I don't know if Valve was waiting for the next technical wow factor, I doubt there's anything in entertainment technology that could surprise us, or any other audience of any other medium, not like HL2's physics and lighting did, not even home holographic technology nor sexbots.
The only thing that can still surprise is a good story, and that early draft of Epistle 3 sounded fantastic, they should've released it if HL3 was up in the air anyway, even after episode 3, but I don't have any info to make any sort of judgment on Valve's reasoning, nor does anyone else, this isn't a Kojima situation where we have enough info to make a call, there are barely any scraps of random data to go by.

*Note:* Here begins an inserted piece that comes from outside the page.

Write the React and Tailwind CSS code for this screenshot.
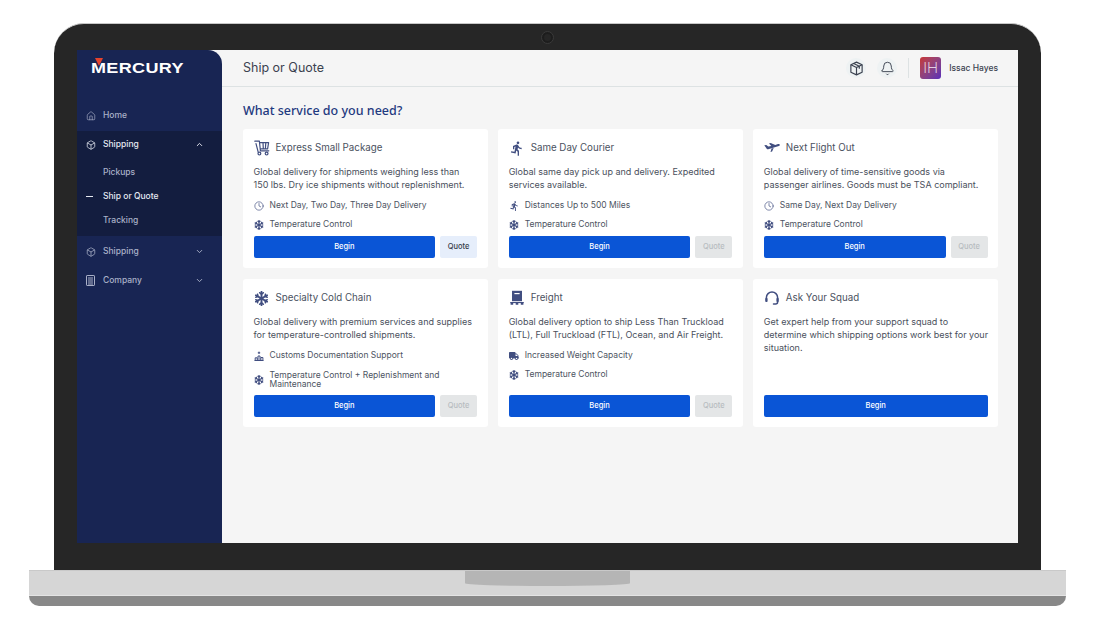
import React from "react";
import { ChevronUp, ChevronDown, Clock, Bell, Box, House } from "lucide-react";
import { FaSnowflake, FaTruck } from "react-icons/fa";
import { MdDirectionsRun } from "react-icons/md";

const ICON = "#414e80";

function Cart({ size = 16 }) {
  return (
    <svg width={size} height={size} viewBox="0 0 16 16" fill="none" stroke={ICON} strokeWidth="1.2" strokeLinejoin="round" strokeLinecap="round">
      <path d="M.8 1.2h4.6l1 9.6h8.4" />
      <path d="M2 3.6l2.2 8.6" />
      <path d="M6 2.6h8.6l-1 6.2H6.6M9 2.6l.3 6.2M11.8 2.6l-.4 6.2" />
      <circle cx="5.4" cy="13.6" r="1.4" />
      <circle cx="12.6" cy="13.6" r="1.4" />
    </svg>
  );
}
function PlaneIcon({ size = 16 }) {
  return (
    <svg width={size} height={size} viewBox="0 0 16 16" fill={ICON}>
      <path d="M.3 5.2l2 -.3 2 1.7 3 -.7L5 3.4l1.7 -.5 4.6 2L14 4.1c.8-.2 1.7.2 1.9.7.1.5-.3.9-1 1.2L4.2 9.3c-.5.1-1 0-1.3-.3L.3 5.2z" />
      <path d="M7.5 8.6l2.2-.7-1.6 3.6-1.6.5 1-3.4z" />
    </svg>
  );
}
function FreightIcon({ size = 16 }) {
  return (
    <svg width={size} height={size} viewBox="0 0 16 16" fill={ICON}>
      <path d="M3 .8h10v10.4H3z" />
      <path d="M5.4 3h5.2v1.2H5.4z" fill="#fff" />
      <path d="M1.2 12h13.6v1.1H1.2z" />
      <path d="M1.6 13.1h2.6v1.7H1.6zM6.7 13.1h2.6v1.7H6.7zM11.8 13.1h2.6v1.7h-2.6z" />
    </svg>
  );
}
function HeadsetIcon({ size = 16 }) {
  return (
    <svg width={size} height={size} viewBox="0 0 16 16" fill="none" stroke={ICON} strokeWidth="1.5" strokeLinecap="round">
      <path d="M2.4 9V7.6a5.6 5.6 0 0 1 11.2 0V9" />
      <path d="M13.6 11.5v.6a2 2 0 0 1-2 2H9.5" />
      <rect x="1.2" y="8" width="2.4" height="4" rx="1" fill={ICON} stroke="none" />
      <rect x="12.4" y="8" width="2.4" height="4" rx="1" fill={ICON} stroke="none" />
    </svg>
  );
}
function CustomsIcon({ size = 10 }) {
  return (
    <svg width={size} height={size} viewBox="0 0 10 10" fill="none" stroke={ICON} strokeWidth="1">
      <path d="M.5 9.5h9M1.2 9.5V6.8h2v2.7M4 9.5V5h2v4.5M6.9 9.5V6.5h2v3" />
      <path d="M5 .6v2.4M3.8 1.8H6.2" />
    </svg>
  );
}
function BuildingIcon() {
  return (
    <svg width="9" height="11" viewBox="0 0 9 11" fill="none" stroke="#aab1c8" strokeWidth="1">
      <rect x=".5" y=".5" width="8" height="10" rx=".6" />
      <path d="M2 3h5M2 5h5M2 7h5M2 9h5" />
    </svg>
  );
}
function HexBox({ size = 15, color = "#3b4250" }) {
  return (
    <svg width={size} height={size} viewBox="0 0 16 16" fill="none" stroke={color} strokeWidth="1.25" strokeLinejoin="round">
      <path d="M8 1.2l6 2.8v8L8 14.8 2 12V4z" />
      <path d="M2 4l6 3 6-3M8 7v7.8M5 2.6l6 3v2.6" />
    </svg>
  );
}

const snow = <FaSnowflake size={10} color={ICON} />;
const clock = <Clock size={10} color={ICON} strokeWidth={1.6} />;

const cards = [
  {
    icon: <Cart />, title: "Express Small Package",
    desc: ["Global delivery for shipments weighing less than", "150 lbs. Dry ice shipments without replenishment."],
    f: [[clock, "Next Day, Two Day, Three Day Delivery"], [snow, "Temperature Control"]], quote: true,
  },
  {
    icon: <MdDirectionsRun size={19} color={ICON} />, title: "Same Day Courier",
    desc: ["Global same day pick up and delivery. Expedited", "services available."],
    f: [[<MdDirectionsRun size={12} color={ICON} />, "Distances Up to 500 Miles"], [snow, "Temperature Control"]],
  },
  {
    icon: <PlaneIcon />, title: "Next Flight Out",
    desc: ["Global delivery of time-sensitive goods via", "passenger airlines. Goods must be TSA compliant."],
    f: [[clock, "Same Day, Next Day Delivery"], [snow, "Temperature Control"]],
  },
  {
    icon: <FaSnowflake size={15} color={ICON} />, title: "Specialty Cold Chain",
    desc: ["Global delivery with premium services and supplies", "for temperature-controlled shipments."],
    f: [[<CustomsIcon />, "Customs Documentation Support"], [snow, <>Temperature Control + Replenishment and<br />Maintenance</>]],
    tall: true,
  },
  {
    icon: <FreightIcon />, title: "Freight",
    desc: ["Global delivery option to ship Less Than Truckload", "(LTL), Full Truckload (FTL), Ocean, and Air Freight."],
    f: [[<FaTruck size={10} color={ICON} />, "Increased Weight Capacity"], [snow, "Temperature Control"]],
  },
  {
    icon: <HeadsetIcon />, title: "Ask Your Squad",
    desc: ["Get expert help from your support squad to", "determine which shipping options work best for your", "situation."],
    f: [], full: true,
  },
];

function Card({ c }) {
  return (
    <div className="bg-white rounded-[3px] px-[10.5px] pt-[11px] pb-[10px] flex flex-col">
      <div className="flex items-center gap-[6px] h-[16px]">
        <span className="w-[16px] h-[16px] flex items-center justify-center shrink-0">{c.icon}</span>
        <span className="text-[9.75px] font-normal text-[#4a5160]">{c.title}</span>
      </div>
      <div className="mt-[9px] text-[9px] leading-[13px] text-[#4a505c]">
        {c.desc.map((d, i) => <div key={i} className="whitespace-nowrap">{d}</div>)}
      </div>
      {c.f.length > 0 && (
        <div className="mt-[9px] flex flex-col gap-[6.5px]">
          {c.f.map(([ic, t], i) => (
            <div key={i} className={"flex items-center gap-[5px] min-h-[12px] " + (c.tall && i === 1 ? "pt-[2px]" : "")}>
              <span className="w-[11px] h-[12px] flex items-center justify-center shrink-0">{ic}</span>
              <span className="text-[8.5px] leading-[9.5px] text-[#4d5462] whitespace-nowrap">{t}</span>
            </div>
          ))}
        </div>
      )}
      <div className="mt-auto flex gap-[5px]">
        <button className="flex-1 h-[22px] rounded-[2px] bg-[#0a55d6] text-white text-[7.5px] font-medium">Begin</button>
        {!c.full && (
          <button className={"w-[37px] h-[22px] rounded-[2px] text-[7.5px] font-medium " + (c.quote ? "bg-[#e6eefb] text-[#363d4a]" : "bg-[#e4e6e7] text-[#b7bcc0]")}>Quote</button>
        )}
      </div>
    </div>
  );
}

function NavRow({ icon, label, open, active, chevron, h = "h-[29px]" }) {
  return (
    <div className={"flex items-center pl-[8px] pr-[18px] text-[8.5px] font-medium " + h + " " + (active ? "text-[#e6e9f2]" : "text-[#aab1c8]")}>
      <span className="w-[11px] flex justify-center mr-[7px]">{icon}</span>
      <span className="flex-1">{label}</span>
      {chevron && (open ? <ChevronUp size={9} strokeWidth={2.5} /> : <ChevronDown size={9} strokeWidth={2.5} />)}
    </div>
  );
}

export default function App() {
  return (
    <div className="w-[1100px] h-[624px] bg-white overflow-hidden pt-[23px] pl-[29px] font-['Inter',sans-serif]">
      <div className="ml-[25px] w-[987px] h-[547px] bg-[#262626] rounded-t-[30px] flex flex-col items-center border-t border-[#c8c8c8]">
        <div className="h-[26px] flex items-center justify-center">
          <div className="w-[13px] h-[13px] rounded-full bg-[#1d1d1d] border border-[#3a3a3a] flex items-center justify-center">
            <div className="w-[7px] h-[7px] rounded-full bg-[#262626]" />
          </div>
        </div>
        <div className="w-[941px] h-[493px] bg-[#f5f5f5] flex">
          <aside className="w-[145px] h-full bg-[#182553] rounded-tr-[14px] shrink-0">
            <div className="h-[50px] pl-[14px] pt-[9px]">
              <div className="relative w-[94px] h-[14px]">
                <span className="block pt-[1px] text-white text-[15px] leading-[16px] font-bold tracking-[0.3px] origin-left scale-x-[1.2] font-['Liberation_Sans',sans-serif]">MERCURY</span>
                <span className="absolute left-[4px] top-[-1px] w-0 h-0 border-l-[4px] border-r-[4px] border-t-[8px] border-l-transparent border-r-transparent border-t-[#e5432d]" />
              </div>
            </div>
            <div className="pt-[1px]">
              <NavRow icon={<House size={10} strokeWidth={1.6} />} label="Home" />
            </div>
            <div className="bg-[#131d3f] h-[105px] mt-[1px]">
              <NavRow h="h-[27px]" active open chevron icon={<Box size={10} strokeWidth={1.8} />} label="Shipping" />
              <div className="pt-[2px] text-[8.5px] font-medium text-[#aab1c8]">
                <div className="h-[24px] pl-[26px] flex items-center">Pickups</div>
                <div className="h-[24px] flex items-center text-[#e6e9f2]">
                  <span className="w-[7px] h-[1px] bg-[#e6e9f2] ml-[9px] mr-[10px]" />
                  Ship or Quote
                </div>
                <div className="h-[24px] pl-[26px] flex items-center">Tracking</div>
              </div>
            </div>
            <div className="pt-[1px]">
              <NavRow chevron icon={<Box size={10} strokeWidth={1.8} />} label="Shipping" />
              <NavRow chevron icon={<BuildingIcon />} label="Company" />
            </div>
          </aside>
          <main className="flex-1 flex flex-col min-w-0">
            <header className="h-[37px] border-b border-[#dde2e3] flex items-center pl-[21px] pr-[20px]">
              <h1 className="flex-1 text-[12.5px] font-normal text-[#3b4250]">Ship or Quote</h1>
              <span className="w-[20px] h-[20px] rounded-full bg-[#eef2f3] flex items-center justify-center"><HexBox /></span>
              <span className="w-[20px] h-[20px] ml-[11px] rounded-full bg-[#eef2f3] flex items-center justify-center"><Bell size={15} strokeWidth={1.5} color="#3b4250" /></span>
              <span className="w-[1px] h-[20px] bg-[#dde2e3] ml-[11px]" />
              <span className="w-[21px] h-[22px] ml-[11px] rounded-[3px] bg-gradient-to-br from-[#c8342f] to-[#5b2ab8] text-white/90 text-[15px] font-extralight flex items-center justify-center">IH</span>
              <span className="ml-[8px] text-[8.5px] font-medium text-[#3b4250]">Issac Hayes</span>
            </header>
            <div className="pl-[21px] pr-[20px] pt-[15px]">
              <h2 className="text-[12.5px] leading-[18px] font-medium text-[#1f3a80] font-['Noto_Sans',sans-serif]">What service do you need?</h2>
              <div className="mt-[9px] grid grid-cols-3 grid-rows-[139px_148px] gap-x-[10.5px] gap-y-[11px]">
                {cards.map((c) => <Card key={c.title} c={c} />)}
              </div>
            </div>
          </main>
        </div>
      </div>
      <div className="w-[1037px] h-[26px] bg-[#d6d6d6] border-t border-[#c9c9c9] border-b border-b-[#e4e4e4] flex justify-center">
        <div className="w-[165px] h-[15px] bg-[#b5b5b5] rounded-b-[50%_18%]" />
      </div>
      <div className="w-[1037px] h-[10px] bg-[#888888] rounded-b-[10px]" />
    </div>
  );
}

As is, there's no reason to believe they won't release any more HL in the future, since apparently last scrap of evidence that they've been developing for HL related stuff was 2014, they may very well still be at it, and evidence for L4D3 and portal as late as 2016 IIRC.

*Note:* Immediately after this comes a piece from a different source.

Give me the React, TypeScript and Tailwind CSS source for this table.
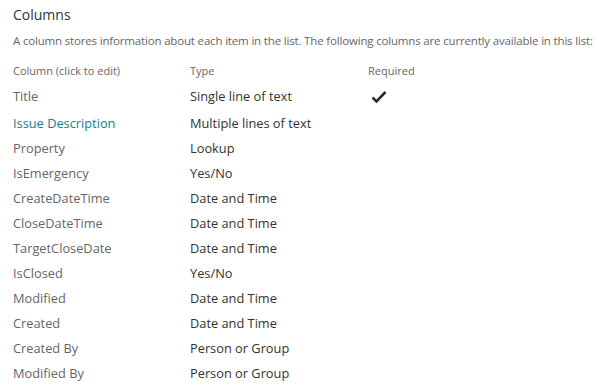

I haven't played every single game since HL2 came out, but I highly, *highly* doubt there's a single game out there that has surpassed its story, the concepts in HL and HL2 are too well understood, too well executed and the implications and magnitude too far reaching without being gratuitous in the slightest, such execution is only found in raw sci-fi novels, the story of HL2 is nothing short of a 2001: A Space Odyssey in videogame form, many games have derived from it, but I haven't seen one that has come close.
If Death Stranding is anything like I imagine it to be, then maybe that one has a chance, but I think it's more likely that it will be what Interstellar is to 2001.